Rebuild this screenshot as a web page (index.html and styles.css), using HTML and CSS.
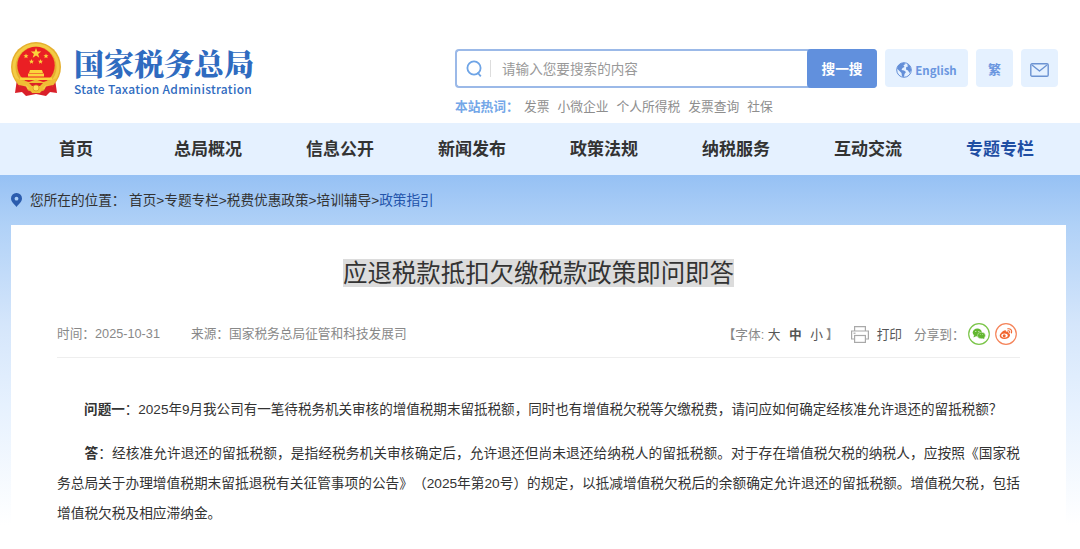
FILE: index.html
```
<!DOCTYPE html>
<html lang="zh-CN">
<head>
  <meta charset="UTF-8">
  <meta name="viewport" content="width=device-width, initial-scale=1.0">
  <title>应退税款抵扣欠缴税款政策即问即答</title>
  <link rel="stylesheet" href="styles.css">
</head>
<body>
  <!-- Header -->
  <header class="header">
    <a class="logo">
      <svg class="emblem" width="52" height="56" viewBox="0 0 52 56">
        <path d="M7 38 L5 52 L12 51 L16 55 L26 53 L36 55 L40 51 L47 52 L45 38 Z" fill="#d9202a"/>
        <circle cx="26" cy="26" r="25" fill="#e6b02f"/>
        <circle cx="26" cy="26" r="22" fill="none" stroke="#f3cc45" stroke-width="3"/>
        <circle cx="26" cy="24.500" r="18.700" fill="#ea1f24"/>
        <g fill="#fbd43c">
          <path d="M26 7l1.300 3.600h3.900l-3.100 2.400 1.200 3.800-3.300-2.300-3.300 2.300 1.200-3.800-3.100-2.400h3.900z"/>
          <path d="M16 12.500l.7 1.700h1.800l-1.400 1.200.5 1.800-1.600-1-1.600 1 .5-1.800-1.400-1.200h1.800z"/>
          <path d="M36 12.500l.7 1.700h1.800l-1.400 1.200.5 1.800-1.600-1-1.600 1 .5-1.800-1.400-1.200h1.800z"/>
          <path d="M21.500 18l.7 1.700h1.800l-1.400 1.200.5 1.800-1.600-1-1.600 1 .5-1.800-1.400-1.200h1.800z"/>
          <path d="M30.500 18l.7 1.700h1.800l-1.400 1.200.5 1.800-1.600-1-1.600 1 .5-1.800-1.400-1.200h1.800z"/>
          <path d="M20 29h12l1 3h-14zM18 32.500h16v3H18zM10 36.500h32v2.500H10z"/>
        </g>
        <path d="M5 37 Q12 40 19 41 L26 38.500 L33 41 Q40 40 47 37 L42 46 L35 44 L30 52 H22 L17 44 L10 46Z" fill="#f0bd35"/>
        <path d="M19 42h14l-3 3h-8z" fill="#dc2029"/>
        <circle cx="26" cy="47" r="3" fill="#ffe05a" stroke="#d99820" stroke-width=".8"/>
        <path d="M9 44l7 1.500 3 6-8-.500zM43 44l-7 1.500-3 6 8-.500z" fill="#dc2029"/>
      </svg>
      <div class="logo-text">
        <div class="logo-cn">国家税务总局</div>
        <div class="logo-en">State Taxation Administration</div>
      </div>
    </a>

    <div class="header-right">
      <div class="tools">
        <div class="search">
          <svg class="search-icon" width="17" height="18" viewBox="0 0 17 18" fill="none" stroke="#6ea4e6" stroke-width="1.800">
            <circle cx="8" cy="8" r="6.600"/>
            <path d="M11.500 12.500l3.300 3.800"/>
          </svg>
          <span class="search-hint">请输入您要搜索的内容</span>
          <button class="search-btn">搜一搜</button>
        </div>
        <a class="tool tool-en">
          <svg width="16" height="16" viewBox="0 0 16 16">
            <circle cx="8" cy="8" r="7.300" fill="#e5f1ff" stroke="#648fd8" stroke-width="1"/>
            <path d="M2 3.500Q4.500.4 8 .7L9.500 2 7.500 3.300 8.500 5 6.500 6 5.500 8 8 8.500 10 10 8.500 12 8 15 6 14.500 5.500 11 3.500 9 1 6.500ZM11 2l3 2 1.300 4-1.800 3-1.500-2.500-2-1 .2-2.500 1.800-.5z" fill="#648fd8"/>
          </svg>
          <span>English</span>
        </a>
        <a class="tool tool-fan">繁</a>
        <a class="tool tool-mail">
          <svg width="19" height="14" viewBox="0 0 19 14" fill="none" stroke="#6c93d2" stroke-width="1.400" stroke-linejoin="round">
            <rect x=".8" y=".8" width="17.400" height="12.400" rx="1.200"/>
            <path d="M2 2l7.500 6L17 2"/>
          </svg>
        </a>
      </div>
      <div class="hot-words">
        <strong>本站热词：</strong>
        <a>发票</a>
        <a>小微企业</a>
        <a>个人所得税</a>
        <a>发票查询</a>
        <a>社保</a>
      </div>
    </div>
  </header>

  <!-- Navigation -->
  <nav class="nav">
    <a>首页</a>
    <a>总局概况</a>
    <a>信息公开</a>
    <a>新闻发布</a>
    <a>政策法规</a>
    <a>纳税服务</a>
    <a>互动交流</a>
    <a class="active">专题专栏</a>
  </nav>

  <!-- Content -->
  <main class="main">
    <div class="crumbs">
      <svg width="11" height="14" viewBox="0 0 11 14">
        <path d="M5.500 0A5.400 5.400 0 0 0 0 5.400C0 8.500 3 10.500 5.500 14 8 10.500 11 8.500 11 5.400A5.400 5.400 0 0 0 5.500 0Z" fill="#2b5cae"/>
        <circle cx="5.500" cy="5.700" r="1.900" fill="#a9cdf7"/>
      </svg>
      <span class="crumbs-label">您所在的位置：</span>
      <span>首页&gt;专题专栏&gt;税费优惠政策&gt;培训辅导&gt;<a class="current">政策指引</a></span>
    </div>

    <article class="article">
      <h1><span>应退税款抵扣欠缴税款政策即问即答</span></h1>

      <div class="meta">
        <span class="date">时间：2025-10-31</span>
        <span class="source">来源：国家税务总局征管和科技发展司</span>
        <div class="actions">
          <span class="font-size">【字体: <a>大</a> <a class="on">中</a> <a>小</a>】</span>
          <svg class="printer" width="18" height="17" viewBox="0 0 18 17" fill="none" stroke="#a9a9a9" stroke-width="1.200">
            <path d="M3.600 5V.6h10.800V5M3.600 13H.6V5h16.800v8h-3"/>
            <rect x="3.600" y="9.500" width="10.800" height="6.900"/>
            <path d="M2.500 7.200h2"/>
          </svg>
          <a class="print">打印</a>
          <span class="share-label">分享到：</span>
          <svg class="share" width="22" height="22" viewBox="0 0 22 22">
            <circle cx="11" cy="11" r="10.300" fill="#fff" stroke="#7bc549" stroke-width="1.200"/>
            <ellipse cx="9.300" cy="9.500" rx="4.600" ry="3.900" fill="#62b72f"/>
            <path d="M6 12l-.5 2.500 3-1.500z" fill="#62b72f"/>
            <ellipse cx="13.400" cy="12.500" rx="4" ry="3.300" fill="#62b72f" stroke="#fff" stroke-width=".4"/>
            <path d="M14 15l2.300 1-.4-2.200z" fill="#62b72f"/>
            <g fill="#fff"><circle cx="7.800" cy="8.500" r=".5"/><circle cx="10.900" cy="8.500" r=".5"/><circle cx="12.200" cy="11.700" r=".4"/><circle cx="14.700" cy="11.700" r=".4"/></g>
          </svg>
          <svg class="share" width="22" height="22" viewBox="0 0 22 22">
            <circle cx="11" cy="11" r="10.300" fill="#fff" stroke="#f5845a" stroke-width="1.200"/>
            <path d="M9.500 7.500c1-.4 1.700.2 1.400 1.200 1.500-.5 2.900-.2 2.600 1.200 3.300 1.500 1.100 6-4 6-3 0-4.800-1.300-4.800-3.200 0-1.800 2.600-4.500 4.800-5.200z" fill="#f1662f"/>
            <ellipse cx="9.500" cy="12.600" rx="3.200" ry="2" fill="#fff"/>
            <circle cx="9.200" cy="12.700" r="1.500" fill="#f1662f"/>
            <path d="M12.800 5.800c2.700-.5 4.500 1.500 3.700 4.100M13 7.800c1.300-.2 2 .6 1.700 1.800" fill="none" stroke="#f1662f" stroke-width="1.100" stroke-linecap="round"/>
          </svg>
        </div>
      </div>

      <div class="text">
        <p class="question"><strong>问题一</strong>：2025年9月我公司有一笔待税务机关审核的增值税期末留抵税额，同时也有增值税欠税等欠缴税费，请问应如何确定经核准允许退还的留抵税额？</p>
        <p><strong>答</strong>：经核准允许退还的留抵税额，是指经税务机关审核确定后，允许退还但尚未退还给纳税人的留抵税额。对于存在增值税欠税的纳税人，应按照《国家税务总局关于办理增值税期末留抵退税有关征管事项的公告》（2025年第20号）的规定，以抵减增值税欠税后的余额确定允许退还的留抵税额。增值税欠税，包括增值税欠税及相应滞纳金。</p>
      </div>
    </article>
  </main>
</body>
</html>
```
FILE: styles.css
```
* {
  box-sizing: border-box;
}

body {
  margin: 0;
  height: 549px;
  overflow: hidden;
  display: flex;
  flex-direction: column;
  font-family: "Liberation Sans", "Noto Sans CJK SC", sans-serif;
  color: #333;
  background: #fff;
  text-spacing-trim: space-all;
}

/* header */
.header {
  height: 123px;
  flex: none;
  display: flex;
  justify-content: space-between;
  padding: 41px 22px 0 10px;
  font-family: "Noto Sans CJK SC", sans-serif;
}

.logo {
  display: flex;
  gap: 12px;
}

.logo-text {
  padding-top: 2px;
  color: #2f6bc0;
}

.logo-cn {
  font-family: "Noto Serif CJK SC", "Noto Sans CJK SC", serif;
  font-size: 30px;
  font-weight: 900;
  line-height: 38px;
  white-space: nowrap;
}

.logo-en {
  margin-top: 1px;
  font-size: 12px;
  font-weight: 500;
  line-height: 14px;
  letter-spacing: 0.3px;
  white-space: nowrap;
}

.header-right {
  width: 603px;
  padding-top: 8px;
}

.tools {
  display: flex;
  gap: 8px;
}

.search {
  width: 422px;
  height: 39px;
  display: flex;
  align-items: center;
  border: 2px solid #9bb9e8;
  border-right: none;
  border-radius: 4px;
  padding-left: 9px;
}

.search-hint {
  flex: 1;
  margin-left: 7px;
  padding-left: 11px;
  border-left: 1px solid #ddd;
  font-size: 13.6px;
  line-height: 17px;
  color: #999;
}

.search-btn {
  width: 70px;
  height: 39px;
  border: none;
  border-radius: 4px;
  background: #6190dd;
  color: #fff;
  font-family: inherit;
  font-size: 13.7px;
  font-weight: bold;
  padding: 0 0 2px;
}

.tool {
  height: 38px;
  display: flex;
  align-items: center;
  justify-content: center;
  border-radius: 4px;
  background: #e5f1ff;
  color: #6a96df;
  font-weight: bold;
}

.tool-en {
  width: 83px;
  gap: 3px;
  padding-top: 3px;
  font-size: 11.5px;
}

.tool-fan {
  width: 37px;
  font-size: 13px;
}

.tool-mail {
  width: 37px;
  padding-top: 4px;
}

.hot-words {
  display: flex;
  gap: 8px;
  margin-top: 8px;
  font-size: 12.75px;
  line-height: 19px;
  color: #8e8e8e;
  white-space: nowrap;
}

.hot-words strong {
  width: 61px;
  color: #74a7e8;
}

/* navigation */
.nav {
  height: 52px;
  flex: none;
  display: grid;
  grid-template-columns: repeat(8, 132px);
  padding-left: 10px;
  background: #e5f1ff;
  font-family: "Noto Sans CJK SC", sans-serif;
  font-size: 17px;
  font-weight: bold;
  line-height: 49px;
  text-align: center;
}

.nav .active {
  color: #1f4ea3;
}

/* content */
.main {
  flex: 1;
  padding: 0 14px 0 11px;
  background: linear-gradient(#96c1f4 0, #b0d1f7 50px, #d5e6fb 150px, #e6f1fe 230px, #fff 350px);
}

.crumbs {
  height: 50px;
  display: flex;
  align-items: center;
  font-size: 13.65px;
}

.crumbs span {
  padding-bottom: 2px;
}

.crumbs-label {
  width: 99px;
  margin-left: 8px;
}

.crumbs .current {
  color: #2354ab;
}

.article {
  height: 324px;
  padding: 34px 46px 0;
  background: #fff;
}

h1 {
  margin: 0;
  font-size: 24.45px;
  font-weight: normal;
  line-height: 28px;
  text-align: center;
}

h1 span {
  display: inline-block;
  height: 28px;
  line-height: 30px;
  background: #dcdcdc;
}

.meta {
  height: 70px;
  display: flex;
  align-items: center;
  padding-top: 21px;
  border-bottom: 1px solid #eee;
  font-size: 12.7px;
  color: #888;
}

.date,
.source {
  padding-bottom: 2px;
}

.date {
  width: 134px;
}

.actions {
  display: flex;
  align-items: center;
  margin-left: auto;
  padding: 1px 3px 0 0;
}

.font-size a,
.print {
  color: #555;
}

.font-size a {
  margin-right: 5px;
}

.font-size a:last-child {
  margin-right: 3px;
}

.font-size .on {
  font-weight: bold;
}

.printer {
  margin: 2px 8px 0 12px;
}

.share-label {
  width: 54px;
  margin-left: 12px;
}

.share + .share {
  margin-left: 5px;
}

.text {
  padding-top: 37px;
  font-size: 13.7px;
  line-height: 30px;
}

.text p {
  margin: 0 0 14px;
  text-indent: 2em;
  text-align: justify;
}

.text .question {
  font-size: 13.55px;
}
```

═══

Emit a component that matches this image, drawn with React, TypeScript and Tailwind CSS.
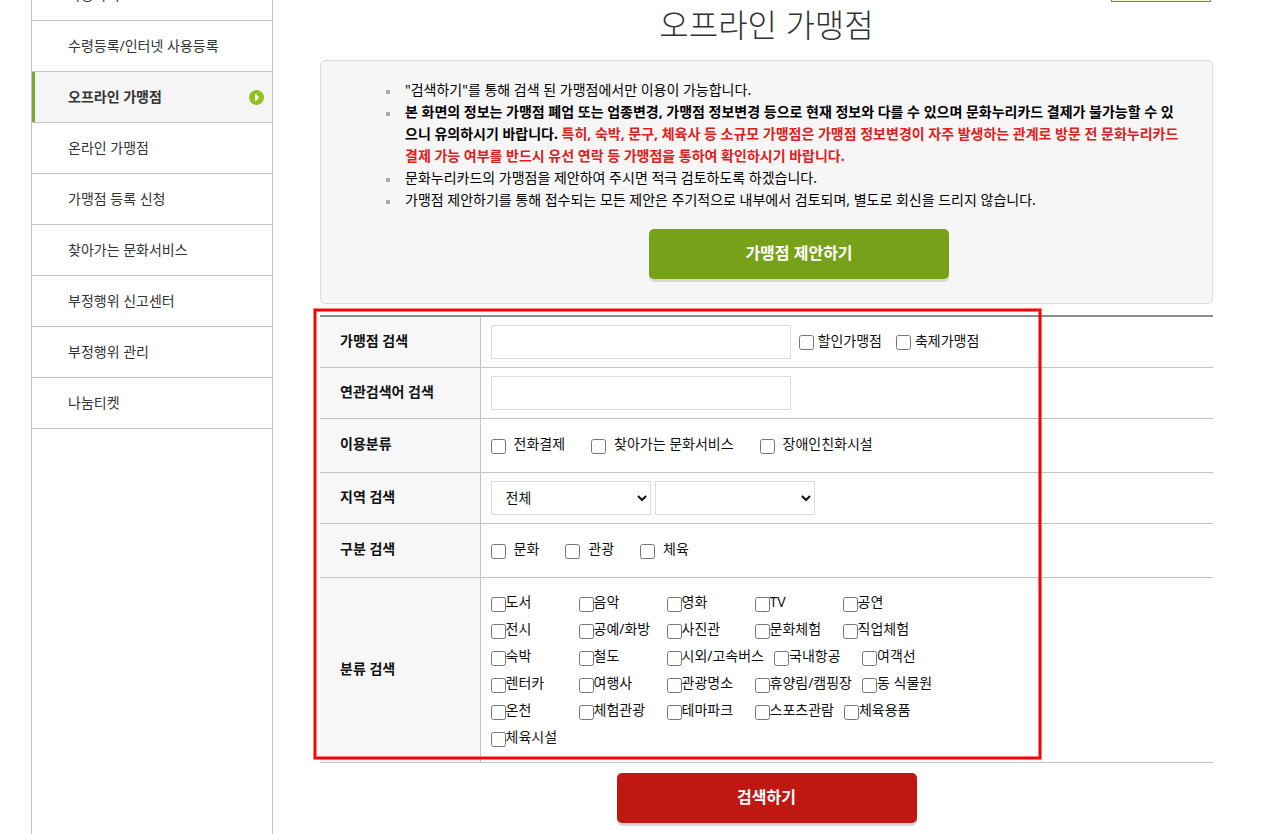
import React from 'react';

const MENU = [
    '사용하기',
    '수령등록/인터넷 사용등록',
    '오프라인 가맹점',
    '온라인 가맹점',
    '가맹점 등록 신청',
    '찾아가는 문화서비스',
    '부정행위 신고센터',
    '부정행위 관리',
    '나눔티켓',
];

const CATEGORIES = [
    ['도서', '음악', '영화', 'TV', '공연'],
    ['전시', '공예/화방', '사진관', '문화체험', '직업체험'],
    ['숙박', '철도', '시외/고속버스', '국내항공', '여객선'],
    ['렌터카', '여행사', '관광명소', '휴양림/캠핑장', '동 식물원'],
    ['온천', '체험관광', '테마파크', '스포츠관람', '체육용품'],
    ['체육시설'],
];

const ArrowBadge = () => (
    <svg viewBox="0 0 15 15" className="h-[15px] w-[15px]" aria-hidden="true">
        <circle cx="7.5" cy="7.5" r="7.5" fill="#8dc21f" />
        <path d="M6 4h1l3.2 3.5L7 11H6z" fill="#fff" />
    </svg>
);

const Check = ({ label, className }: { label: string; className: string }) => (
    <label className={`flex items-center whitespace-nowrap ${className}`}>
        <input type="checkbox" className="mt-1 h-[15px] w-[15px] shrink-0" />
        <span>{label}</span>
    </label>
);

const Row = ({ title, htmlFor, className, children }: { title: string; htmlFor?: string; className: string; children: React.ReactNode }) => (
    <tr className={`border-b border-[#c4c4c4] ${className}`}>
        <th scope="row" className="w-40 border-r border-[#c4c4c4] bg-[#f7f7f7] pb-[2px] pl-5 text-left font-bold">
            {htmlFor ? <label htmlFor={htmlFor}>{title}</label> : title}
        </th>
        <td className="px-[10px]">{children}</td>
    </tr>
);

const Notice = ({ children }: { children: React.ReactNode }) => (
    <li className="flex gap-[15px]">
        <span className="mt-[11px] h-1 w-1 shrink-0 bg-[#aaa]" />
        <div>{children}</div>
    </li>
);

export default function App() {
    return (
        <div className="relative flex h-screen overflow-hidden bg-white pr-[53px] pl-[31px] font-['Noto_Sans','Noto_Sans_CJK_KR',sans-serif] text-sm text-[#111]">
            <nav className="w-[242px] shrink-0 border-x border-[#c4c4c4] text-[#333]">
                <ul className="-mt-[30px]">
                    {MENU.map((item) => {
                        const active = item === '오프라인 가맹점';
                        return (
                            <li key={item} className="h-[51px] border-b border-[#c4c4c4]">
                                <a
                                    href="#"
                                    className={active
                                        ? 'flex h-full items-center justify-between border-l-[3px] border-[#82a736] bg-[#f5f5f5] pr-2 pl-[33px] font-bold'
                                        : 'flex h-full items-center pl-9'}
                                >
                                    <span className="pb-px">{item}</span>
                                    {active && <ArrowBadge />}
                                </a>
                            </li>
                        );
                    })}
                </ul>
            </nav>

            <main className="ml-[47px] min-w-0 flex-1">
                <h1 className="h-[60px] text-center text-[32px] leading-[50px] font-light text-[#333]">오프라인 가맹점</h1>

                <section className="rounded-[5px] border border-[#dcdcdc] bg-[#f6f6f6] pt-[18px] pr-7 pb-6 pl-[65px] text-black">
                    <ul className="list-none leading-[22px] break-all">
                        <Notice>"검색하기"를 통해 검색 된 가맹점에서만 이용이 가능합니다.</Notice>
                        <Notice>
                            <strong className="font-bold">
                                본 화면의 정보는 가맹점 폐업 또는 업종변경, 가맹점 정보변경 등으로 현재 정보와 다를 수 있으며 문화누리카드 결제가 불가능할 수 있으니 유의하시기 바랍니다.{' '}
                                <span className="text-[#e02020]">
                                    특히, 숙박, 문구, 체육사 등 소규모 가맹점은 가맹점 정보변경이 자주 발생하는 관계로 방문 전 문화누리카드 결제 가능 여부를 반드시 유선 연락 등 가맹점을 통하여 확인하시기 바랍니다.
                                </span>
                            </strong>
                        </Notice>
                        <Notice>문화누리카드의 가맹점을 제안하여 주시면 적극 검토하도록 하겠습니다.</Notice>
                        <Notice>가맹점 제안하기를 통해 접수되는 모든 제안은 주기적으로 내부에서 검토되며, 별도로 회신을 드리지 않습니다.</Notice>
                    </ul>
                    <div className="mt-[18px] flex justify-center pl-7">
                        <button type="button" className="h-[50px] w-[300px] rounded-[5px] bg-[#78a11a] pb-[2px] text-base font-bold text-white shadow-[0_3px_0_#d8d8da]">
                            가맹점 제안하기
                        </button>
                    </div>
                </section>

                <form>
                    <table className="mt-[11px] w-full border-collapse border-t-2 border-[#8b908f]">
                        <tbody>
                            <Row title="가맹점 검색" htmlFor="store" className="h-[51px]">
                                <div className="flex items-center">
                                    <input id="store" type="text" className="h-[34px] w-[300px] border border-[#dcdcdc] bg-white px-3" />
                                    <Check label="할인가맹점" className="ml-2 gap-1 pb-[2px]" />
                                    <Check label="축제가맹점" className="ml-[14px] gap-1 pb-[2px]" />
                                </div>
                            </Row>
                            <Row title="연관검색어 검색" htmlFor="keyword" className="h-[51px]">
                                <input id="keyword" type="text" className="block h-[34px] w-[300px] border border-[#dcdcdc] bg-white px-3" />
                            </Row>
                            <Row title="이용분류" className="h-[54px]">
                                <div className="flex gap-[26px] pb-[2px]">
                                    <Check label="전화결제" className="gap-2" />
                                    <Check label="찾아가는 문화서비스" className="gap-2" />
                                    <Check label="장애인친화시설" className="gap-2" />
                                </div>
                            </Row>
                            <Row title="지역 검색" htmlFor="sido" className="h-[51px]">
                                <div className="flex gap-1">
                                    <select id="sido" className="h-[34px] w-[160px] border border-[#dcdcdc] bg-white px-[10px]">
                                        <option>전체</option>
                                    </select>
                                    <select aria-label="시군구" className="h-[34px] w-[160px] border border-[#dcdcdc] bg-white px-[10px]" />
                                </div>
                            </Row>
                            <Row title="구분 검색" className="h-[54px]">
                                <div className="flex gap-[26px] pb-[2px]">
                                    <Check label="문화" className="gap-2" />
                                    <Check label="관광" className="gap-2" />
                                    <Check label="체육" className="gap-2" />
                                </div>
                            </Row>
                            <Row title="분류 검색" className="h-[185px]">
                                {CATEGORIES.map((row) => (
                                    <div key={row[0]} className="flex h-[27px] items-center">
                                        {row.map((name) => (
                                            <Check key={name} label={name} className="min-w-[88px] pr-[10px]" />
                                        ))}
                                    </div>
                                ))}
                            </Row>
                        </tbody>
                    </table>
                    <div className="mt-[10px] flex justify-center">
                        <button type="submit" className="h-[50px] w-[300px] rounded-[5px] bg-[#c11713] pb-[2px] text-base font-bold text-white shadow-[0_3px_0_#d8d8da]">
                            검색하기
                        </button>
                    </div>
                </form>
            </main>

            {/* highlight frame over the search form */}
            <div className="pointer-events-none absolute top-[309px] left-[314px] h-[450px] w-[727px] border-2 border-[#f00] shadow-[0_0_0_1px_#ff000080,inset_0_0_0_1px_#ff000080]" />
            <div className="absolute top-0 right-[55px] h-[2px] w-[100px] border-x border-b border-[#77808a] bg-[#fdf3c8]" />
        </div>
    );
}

═══

- **Objective**:
Scan the lines for the string "this". Pick out every line that has it.

- **Solution**:
Rebuild this screenshot as a web page (index.html and styles.css), using HTML and CSS.
Emit a component that matches this image, drawn with React, TypeScript and Tailwind CSS.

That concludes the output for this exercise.